Number of words per gender and academic position

table(text$gender) %>% kable()
Var1 Freq
F 10905
M 13429
table(text$position_cat ,text$gender)%>% kable()
F M
others 260 137
postdoc 2806 2555
professor 1977 5078
student 5771 5648

20 more common workds

text %>%
  count(word, sort = TRUE) %>% 
  top_n(20,n)%>%
  kable()
word n
species 388
ecology 196
forest 187
study 161
model 159
evolution 140
environment 138
landscape 126
population 126
diversity 117
plant 103
community 101
male 101
different 97
nature 94
patterns 89
areas 86
interaction 84
present 84
animal 82
use 82

Word cloud

All words

textplot_wordcloud(x=dfm(tokens(text$word)))

By gender. Purple female, yellow male

par(mfrow=c(1,2))
textplot_wordcloud(x=dfm(tokens(text$word[text$gender=="F"])),
                   col="#6D57CF")
par(new=T)
textplot_wordcloud(x=dfm(tokens(text$word[text$gender=="M"])),
                   col="#FCA532")

Word frequencies by gender

props <- text %>%
  count(gender, word) %>%
  group_by(gender) %>%
  mutate(proportion = n / sum(n)) %>% 
  pivot_wider(names_from = gender, values_from = c(proportion,n)) %>%
  mutate(abs.dif.p = abs(proportion_F-proportion_M),
         rel.dif.p = pmax(proportion_F, proportion_M)/
           pmin(proportion_F, proportion_M)) %>%
  arrange(desc(abs.dif.p))
props$label <- NA
props$label[1:20] <- props$word[1:20]

Words that are close to the dashed line have similar frequencies in both genders. Words that are far from the line are words that are found more in one set of texts than another.

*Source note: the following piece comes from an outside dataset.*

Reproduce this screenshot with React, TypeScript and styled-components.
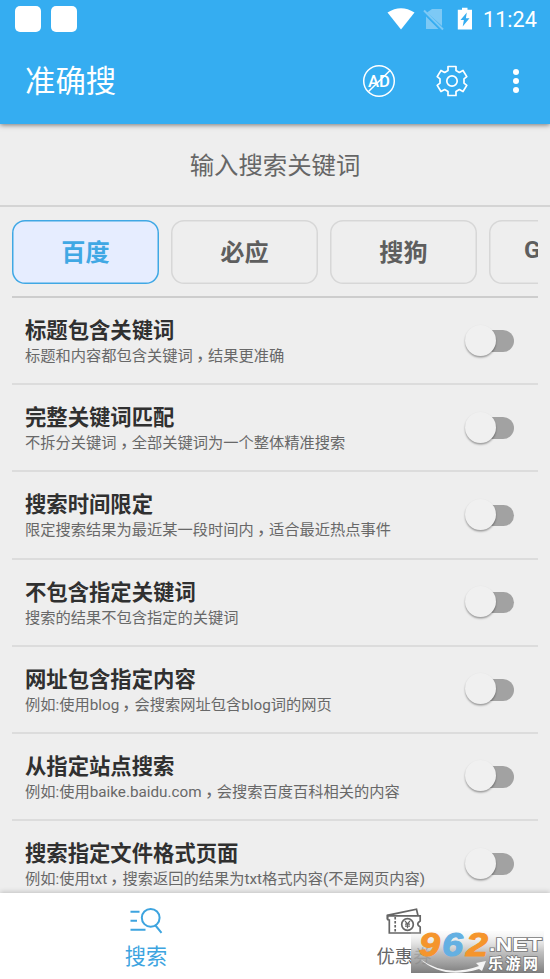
import React from "react";
import styled, { createGlobalStyle } from "styled-components";

const GlobalStyle = createGlobalStyle`
  * { box-sizing: border-box; }
  body { margin: 0; background: #eeeeee; overflow: hidden; }
`;

const Screen = styled.div`
  position: relative;
  width: 550px;
  height: 979px;
  display: flex;
  flex-direction: column;
  overflow: hidden;
  background: #eeeeee;
  font-family: Roboto, "Noto Sans CJK SC", sans-serif;
  white-space: nowrap;
`;

const Header = styled.header`
  flex: none;
  height: 124px;
  background: #35adf1;
  color: #fff;
  box-shadow: 0 1px 5px rgba(0, 0, 0, 0.5);
`;

const StatusBar = styled.div`
  height: 38px;
  display: flex;
  align-items: center;
  padding: 0 12px 0 15px;
`;

const Notice = styled.span`
  width: 26px;
  height: 26px;
  border-radius: 5px;
  background: #fff;
  margin-right: 10px;
`;

const StatusIcons = styled.svg`
  margin-left: auto;
  display: block;
`;

const Clock = styled.span`
  width: 55px;
  margin-left: 10px;
  margin-top: 2px;
  font-size: 21.6px;
  line-height: 24px;
`;

const Toolbar = styled.div`
  height: 86px;
  display: flex;
  align-items: center;
  padding: 0 30px 0 25px;
`;

const AppTitle = styled.h1`
  margin: 0 auto 0 0;
  padding-top: 2px;
  font-size: 30.4px;
  line-height: 40px;
  font-weight: 400;
`;

const AdIcon = styled.svg`
  margin-right: 40px;
`;

const GearIcon = styled.svg`
  margin-right: 44px;
`;

const MoreDots = styled.div`
  width: 8px;
  display: grid;
  gap: 2.8px;
  i { width: 6.4px; height: 6.4px; border-radius: 50%; background: #fff; margin-left: 1px; }
`;

const SearchField = styled.div`
  flex: none;
  height: 83px;
  display: flex;
  justify-content: center;
  align-items: center;
  padding-bottom: 3px;
  border-bottom: 2px solid #d4d4d4;
  font-size: 24.4px;
  color: #666;
`;

const Engines = styled.div`
  flex: none;
  margin: 0 12px;
  height: 91px;
  padding-top: 13px;
  display: flex;
  gap: 12px;
  overflow: hidden;
  border-bottom: 2px solid #cdcdcd;
`;

const Engine = styled.button<{ $active?: boolean }>`
  flex: none;
  width: 147px;
  height: 64px;
  padding: 0 0 4px;
  border: none;
  box-shadow: inset 0 0 0 1.5px ${(p) => (p.$active ? "#40a8e4" : "#d7d7d7")};
  border-radius: 13px;
  background: ${(p) => (p.$active ? "#e6edff" : "#eeeeee")};
  color: ${(p) => (p.$active ? "#40a8e4" : "#5e5e5e")};
  font: 700 24.2px Roboto, "Noto Sans CJK SC", sans-serif;
`;

const Options = styled.div`
  flex: 1;
  min-height: 0;
  overflow: hidden;
  padding: 0 12px;
`;

const Row = styled.div`
  height: 87.2px;
  display: flex;
  justify-content: space-between;
  padding: 19px 23px 0 13px;
  border-bottom: 2px solid #dcdcdc;
`;

const RowTitle = styled.div`
  font-size: 21.35px;
  line-height: 28px;
  font-weight: 700;
  color: #303030;
`;

const RowNote = styled.div`
  font-size: 15.25px;
  line-height: 22px;
  color: #686868;
`;

const Comma = styled.span`
  font-family: "Noto Sans CJK TC", sans-serif;
  display: inline-block;
  line-height: 1;
  transform: translate(-0.5px, 4px) scale(1.2);
`;

const Switch = styled.div`
  width: 50px;
  height: 33px;
  margin-top: 8px;
  display: flex;
  align-items: center;
`;

const Thumb = styled.span`
  flex: none;
  width: 31px;
  height: 31px;
  margin-top: -3px;
  border-radius: 50%;
  background: #f0f0f0;
  box-shadow: 0 1.5px 2px rgba(0, 0, 0, 0.36);
  z-index: 1;
`;

const Track = styled.span`
  width: 38px;
  height: 21.5px;
  margin-left: -20px;
  margin-top: -1px;
  border-radius: 11px;
  background: #a2a2a2;
`;

const BottomNav = styled.nav`
  flex: none;
  height: 86px;
  padding: 0 17px;
  display: grid;
  grid-template-columns: 1fr 1fr;
  background: #fff;
  box-shadow: 0 -1px 5px rgba(0, 0, 0, 0.2);
  z-index: 2;
`;

const Tab = styled.div<{ $active?: boolean }>`
  display: flex;
  flex-direction: column;
  align-items: center;
  padding-top: 12px;
  color: ${(p) => (p.$active ? "#3da4df" : "#666")};
  font-size: ${(p) => (p.$active ? "21.2px" : "18.3px")};
  line-height: 32px;
`;

const TabIcon = styled.svg`
  flex: none;
  margin-bottom: 4px;
`;

const Watermark = styled.svg`
  position: absolute;
  left: 411px;
  top: 929px;
  z-index: 3;
`;

const engines = ["百度", "必应", "搜狗", "Google"];

const options: [string, string][] = [
  ["标题包含关键词", "标题和内容都包含关键词，结果更准确"],
  ["完整关键词匹配", "不拆分关键词，全部关键词为一个整体精准搜索"],
  ["搜索时间限定", "限定搜索结果为最近某一段时间内，适合最近热点事件"],
  ["不包含指定关键词", "搜索的结果不包含指定的关键词"],
  ["网址包含指定内容", "例如:使用blog，会搜索网址包含blog词的网页"],
  ["从指定站点搜索", "例如:使用baike.baidu.com，会搜索百度百科相关的内容"],
  ["搜索指定文件格式页面", "例如:使用txt，搜索返回的结果为txt格式内容(不是网页内容)"],
];

function Note({ text }: { text: string }) {
  const parts = text.split("，");
  return (
    <RowNote>
      {parts.map((part, i) => (
        <React.Fragment key={i}>
          {i > 0 && <Comma lang="zh-TW">，</Comma>}
          {part}
        </React.Fragment>
      ))}
    </RowNote>
  );
}

export default function App() {
  return (
    <Screen lang="zh-CN">
      <GlobalStyle />
      <Header>
        <StatusBar>
          <Notice />
          <Notice />
          <StatusIcons width="86" height="24" viewBox="0 0 86 24">
            <path d="M0.5 5.5Q14 -3 27.5 5.5L14 22.5Z" fill="#fff" />
            <path d="M45 2h10v17L40 5.5ZM39 9.5 51.5 22H39Z" fill="#7dc9f5" />
            <path d="M37 3.5 56 22.5" stroke="#7dc9f5" strokeWidth="2" />
            <path d="M75 .7h5.5v2H85V22.5H70.8V2.7H75Z" fill="#fff" />
            <path d="M79.8 5.5 73.5 13h3.4l-1.2 6.4 6.8-8.2h-3.6Z" fill="#35adf1" />
          </StatusIcons>
          <Clock>11:24</Clock>
        </StatusBar>
        <Toolbar>
          <AppTitle>准确搜</AppTitle>
          <AdIcon width="34" height="34" viewBox="0 0 34 34" fill="none" stroke="#fff">
            <circle cx="17" cy="17" r="15.3" strokeWidth="1.5" />
            <text x="6" y="22.8" fill="#fff" stroke="none" fontFamily="Roboto" fontWeight="500" fontSize="16.5" textLength="22" lengthAdjust="spacingAndGlyphs">AD</text>
            <path d="M6.5 27.5 28.5 6" strokeWidth="1.5" />
          </AdIcon>
          <GearIcon width="32" height="32" viewBox="0 0 32 32" fill="none" stroke="#fff" strokeWidth="1.7" strokeLinejoin="round">
            <path d="M12 1.5h8v4.1l3.3 1.9 3.7-2 3.8 6.1L28 13.8v4.4l2.8 2.2L27 26.5l-3.7-2-3.3 1.9v4.1h-8v-4.1l-3.3-1.9-3.7 2-3.8-6.1L4 18.2v-4.4l-2.8-2.2L5 5.5l3.7 2L12 5.6Z" />
            <circle cx="16" cy="16" r="5.2" />
          </GearIcon>
          <MoreDots><i /><i /><i /></MoreDots>
        </Toolbar>
      </Header>
      <SearchField>输入搜索关键词</SearchField>
      <Engines>
        {engines.map((name, i) => (
          <Engine key={name} $active={i === 0}>{name}</Engine>
        ))}
      </Engines>
      <Options>
        {options.map(([title, note]) => (
          <Row key={title}>
            <div>
              <RowTitle>{title}</RowTitle>
              <Note text={note} />
            </div>
            <Switch><Thumb /><Track /></Switch>
          </Row>
        ))}
      </Options>
      <BottomNav>
        <Tab $active>
          <TabIcon width="34" height="32" viewBox="0 0 34 32" fill="none" stroke="currentColor" strokeWidth="2">
            <path d="M1.5 6.8h9M1.5 15.8h6.5M1.5 24.7h15M26.5 20.5l6 7.3" />
            <circle cx="21.7" cy="12.8" r="8.9" />
          </TabIcon>
          搜索
        </Tab>
        <Tab>
          <TabIcon width="36" height="32" viewBox="0 0 36 32" fill="none" stroke="currentColor" strokeWidth="1.7">
            <path d="M1.5 14.5V10.3L30.5 4.2l1.4 6" />
            <path d="M1.5 10.8H34.2v5.2q-5 3 0 6v6H3.3v-13q-1.8 0-1.8-1Z" />
            <path d="M9.2 12v15" strokeDasharray="2.4 1.6" />
            <circle cx="21.5" cy="19.5" r="5.8" />
            <path d="M19 16l2.5 2.8L24 16M21.5 18.5v4.8M19 19.2h5M19 21.2h5" strokeWidth="1.2" />
          </TabIcon>
          优惠券
        </Tab>
      </BottomNav>
      <Watermark width="134" height="45" viewBox="0 0 134 45">
        <defs>
          <linearGradient id="shade" x1="0" y1="0" x2="0" y2="1">
            <stop offset="0" stopColor="#e8e8e8" stopOpacity="0.1" />
            <stop offset="0.5" stopColor="#b5b5b5" stopOpacity="0.85" />
            <stop offset="1" stopColor="#777" stopOpacity="0.95" />
          </linearGradient>
        </defs>
        <rect y="2" width="133" height="42" fill="url(#shade)" />
        <path d="M9 30Q35 49 68 37l-3-3 10-2-4 10-3-2Q32 51 9 30Z" fill="#f5f5f5" />
        <g fontFamily="Liberation Sans" fontWeight="700" fontStyle="italic" fontSize="33" strokeWidth="1" strokeLinejoin="round">
          <text x="8" y="27" fill="#f5952c" stroke="#f5952c" textLength="21" lengthAdjust="spacingAndGlyphs">9</text>
          <text x="31" y="27" fill="#64b0e2" stroke="#64b0e2" textLength="21" lengthAdjust="spacingAndGlyphs">6</text>
          <text x="55" y="27" fill="#f5952c" stroke="#f5952c" textLength="22" lengthAdjust="spacingAndGlyphs">2</text>
        </g>
        <g fill="#fff" stroke="#777" strokeWidth="1.6" paintOrder="stroke" fontWeight="700">
          <text x="78" y="21.5" fontFamily="Liberation Sans" fontSize="19" textLength="53" lengthAdjust="spacingAndGlyphs">.NET</text>
          <text x="77" y="39.5" fontFamily="Noto Sans CJK SC" fontSize="15" textLength="50">乐游网</text>
        </g>
      </Watermark>
    </Screen>
  );
}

Legend: absolute differences in the frequency of the word by males and females. Differences above 0.3% are also indicated in text.

Correlation of word frequeency use between gender:

cor.test(props$proportion_F, props$proportion_M)
## 
##  Pearson's product-moment correlation
## 
## data:  props$proportion_F and props$proportion_M
## t = 70.674, df = 1650, p-value < 2.2e-16
## alternative hypothesis: true correlation is not equal to 0
## 95 percent confidence interval:
##  0.8544996 0.8784931
## sample estimates:
##      cor 
## 0.866998

Highly correlated -> it means they tend to use the same frequency of main word

20 words with the largest differences in frequency

prop2 <- props %>% filter(!is.na(label)) %>%
  arrange(desc(proportion_F), desc(proportion_M)) %>%
  mutate(ntot = n_F + n_M) %>%
  mutate(word = fct_reorder(word,(ntot),max),
         proportion_F = proportion_F*-1) %>%
  pivot_longer(2:3,names_to = "gender", values_to ="proportion")

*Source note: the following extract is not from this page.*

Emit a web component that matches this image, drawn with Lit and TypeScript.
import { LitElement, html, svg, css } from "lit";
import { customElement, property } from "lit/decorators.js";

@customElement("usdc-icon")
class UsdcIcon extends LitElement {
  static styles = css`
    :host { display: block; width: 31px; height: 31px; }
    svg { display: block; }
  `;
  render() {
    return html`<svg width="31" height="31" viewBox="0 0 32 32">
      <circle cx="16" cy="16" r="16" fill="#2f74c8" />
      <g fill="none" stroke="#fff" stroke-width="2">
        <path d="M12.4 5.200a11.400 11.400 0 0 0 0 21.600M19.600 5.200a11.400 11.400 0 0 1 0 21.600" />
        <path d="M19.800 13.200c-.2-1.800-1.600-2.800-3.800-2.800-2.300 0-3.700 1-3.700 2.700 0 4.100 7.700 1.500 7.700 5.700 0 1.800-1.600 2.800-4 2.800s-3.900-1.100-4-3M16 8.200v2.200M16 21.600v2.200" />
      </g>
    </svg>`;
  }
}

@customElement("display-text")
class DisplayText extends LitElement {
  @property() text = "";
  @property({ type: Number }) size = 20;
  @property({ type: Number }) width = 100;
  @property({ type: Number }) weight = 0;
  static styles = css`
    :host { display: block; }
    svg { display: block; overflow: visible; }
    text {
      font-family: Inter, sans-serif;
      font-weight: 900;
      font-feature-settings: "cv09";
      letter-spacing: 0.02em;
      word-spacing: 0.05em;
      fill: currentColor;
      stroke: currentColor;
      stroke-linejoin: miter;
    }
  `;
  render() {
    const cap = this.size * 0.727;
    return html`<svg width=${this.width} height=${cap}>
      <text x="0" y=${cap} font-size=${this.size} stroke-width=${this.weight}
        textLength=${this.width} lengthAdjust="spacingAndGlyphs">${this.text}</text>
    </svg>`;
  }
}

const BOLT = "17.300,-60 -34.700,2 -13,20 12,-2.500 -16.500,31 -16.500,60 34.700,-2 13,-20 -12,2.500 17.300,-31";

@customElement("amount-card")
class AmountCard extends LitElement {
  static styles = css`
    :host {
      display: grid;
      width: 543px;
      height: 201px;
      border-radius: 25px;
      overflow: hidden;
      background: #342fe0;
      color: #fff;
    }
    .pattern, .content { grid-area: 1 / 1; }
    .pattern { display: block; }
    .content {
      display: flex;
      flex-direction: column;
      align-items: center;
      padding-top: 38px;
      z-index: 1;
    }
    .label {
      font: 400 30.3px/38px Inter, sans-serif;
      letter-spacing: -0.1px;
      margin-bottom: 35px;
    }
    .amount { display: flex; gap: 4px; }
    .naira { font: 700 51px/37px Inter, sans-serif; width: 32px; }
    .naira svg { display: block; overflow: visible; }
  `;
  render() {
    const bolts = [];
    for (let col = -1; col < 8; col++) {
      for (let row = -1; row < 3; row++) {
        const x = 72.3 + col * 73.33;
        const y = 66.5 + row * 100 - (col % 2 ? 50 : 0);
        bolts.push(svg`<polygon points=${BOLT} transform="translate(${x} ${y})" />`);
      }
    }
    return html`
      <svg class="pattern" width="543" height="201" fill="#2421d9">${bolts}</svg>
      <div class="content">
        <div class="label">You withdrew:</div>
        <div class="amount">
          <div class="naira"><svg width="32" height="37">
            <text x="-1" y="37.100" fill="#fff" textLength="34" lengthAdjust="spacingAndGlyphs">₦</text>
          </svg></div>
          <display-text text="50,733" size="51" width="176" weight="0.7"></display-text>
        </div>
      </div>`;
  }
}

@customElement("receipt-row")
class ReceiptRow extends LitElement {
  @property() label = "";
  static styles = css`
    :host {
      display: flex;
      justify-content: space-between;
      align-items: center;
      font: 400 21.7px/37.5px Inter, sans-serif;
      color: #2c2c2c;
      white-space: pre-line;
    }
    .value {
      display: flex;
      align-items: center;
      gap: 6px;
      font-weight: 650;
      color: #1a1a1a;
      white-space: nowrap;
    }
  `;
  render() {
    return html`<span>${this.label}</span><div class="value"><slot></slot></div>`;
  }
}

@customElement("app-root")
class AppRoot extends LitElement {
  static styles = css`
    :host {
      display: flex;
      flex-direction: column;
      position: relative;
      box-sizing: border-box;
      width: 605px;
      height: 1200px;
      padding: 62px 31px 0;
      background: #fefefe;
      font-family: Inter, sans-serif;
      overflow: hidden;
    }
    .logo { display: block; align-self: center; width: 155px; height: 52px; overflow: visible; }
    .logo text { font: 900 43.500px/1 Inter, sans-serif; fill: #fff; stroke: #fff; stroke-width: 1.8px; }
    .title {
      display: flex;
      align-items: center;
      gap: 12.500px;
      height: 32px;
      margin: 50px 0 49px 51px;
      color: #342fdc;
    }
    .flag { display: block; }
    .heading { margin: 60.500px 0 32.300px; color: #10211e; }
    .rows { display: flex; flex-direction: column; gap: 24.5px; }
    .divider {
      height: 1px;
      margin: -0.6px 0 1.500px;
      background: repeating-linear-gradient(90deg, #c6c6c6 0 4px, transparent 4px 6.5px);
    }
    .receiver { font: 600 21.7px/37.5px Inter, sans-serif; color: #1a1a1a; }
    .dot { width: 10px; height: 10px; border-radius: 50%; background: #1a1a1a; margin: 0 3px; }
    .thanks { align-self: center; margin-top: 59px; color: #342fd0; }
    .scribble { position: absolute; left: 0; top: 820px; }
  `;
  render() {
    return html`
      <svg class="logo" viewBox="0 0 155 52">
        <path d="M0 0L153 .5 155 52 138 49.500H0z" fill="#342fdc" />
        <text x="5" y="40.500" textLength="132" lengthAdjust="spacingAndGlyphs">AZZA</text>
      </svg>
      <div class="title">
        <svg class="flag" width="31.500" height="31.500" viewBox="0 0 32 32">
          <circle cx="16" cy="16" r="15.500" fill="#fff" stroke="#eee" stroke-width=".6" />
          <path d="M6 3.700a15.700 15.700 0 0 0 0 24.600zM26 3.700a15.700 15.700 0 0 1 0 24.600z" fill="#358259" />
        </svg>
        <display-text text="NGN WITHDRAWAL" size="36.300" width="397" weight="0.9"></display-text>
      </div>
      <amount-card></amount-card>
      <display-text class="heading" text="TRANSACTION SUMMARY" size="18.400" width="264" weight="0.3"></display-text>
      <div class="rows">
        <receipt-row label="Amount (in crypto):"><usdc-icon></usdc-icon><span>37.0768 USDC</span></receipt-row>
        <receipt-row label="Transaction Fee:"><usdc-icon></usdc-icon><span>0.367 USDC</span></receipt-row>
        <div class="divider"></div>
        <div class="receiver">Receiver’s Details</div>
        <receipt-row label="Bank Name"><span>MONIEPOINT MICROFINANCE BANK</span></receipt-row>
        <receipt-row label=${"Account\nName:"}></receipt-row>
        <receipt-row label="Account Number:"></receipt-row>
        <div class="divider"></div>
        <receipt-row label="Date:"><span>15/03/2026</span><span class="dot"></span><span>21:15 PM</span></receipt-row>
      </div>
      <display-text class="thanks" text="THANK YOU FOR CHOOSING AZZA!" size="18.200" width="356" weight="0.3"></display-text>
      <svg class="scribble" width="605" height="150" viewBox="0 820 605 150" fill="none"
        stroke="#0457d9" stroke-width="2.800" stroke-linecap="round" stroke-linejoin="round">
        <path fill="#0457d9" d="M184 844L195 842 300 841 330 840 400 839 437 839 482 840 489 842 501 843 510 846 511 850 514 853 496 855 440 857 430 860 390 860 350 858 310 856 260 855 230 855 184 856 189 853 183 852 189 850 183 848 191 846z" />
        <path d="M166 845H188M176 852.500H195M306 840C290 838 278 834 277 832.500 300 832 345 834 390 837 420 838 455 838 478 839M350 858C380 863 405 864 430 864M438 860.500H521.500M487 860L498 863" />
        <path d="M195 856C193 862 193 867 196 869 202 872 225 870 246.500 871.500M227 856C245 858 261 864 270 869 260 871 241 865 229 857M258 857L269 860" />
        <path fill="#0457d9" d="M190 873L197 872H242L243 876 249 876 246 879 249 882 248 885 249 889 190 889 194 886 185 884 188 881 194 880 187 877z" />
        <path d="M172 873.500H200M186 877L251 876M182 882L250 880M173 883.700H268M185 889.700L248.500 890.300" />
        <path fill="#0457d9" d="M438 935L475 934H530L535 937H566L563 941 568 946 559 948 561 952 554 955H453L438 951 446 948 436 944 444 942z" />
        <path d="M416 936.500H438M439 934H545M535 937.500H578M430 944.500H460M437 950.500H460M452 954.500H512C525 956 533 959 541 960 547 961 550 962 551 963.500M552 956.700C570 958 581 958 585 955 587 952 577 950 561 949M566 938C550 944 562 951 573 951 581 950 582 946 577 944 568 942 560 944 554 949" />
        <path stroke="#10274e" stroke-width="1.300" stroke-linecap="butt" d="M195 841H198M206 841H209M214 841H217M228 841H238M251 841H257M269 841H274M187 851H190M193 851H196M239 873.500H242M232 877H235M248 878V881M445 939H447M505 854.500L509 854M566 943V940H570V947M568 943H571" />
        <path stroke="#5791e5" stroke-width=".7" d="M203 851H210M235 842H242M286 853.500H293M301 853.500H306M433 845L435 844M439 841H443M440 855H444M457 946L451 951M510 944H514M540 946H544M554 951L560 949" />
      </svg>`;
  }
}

ggplot(prop2, aes(x=proportion, y=word,fill=gender)) +
  geom_col()+ ylab("") + xlab("Proportion")+
  scale_fill_manual(name="gender", values=c("#6D57CF","#FCA532"),
                    labels=c("F", "M"))+
   geom_vline(xintercept = c(-0.02,-0.01,0,0.01,0.02),
              linetype="dotted",
             col="darkgray") +
  scale_x_continuous(breaks=c(-0.02,-0.01,0,0.01,0.02),
                     labels = c(0.02,0.01,0,0.01,0.02))

TF IDF

The statistic tf-idf is intended to measure how important a word is to a document in a collection (or corpus) of documents, for example, to one novel in a collection of novels or to one website in a collection of websites.

Calculating tf-idf attempts to find the words that are important (i.e., common) in a text, but not too common. Let’s do that now.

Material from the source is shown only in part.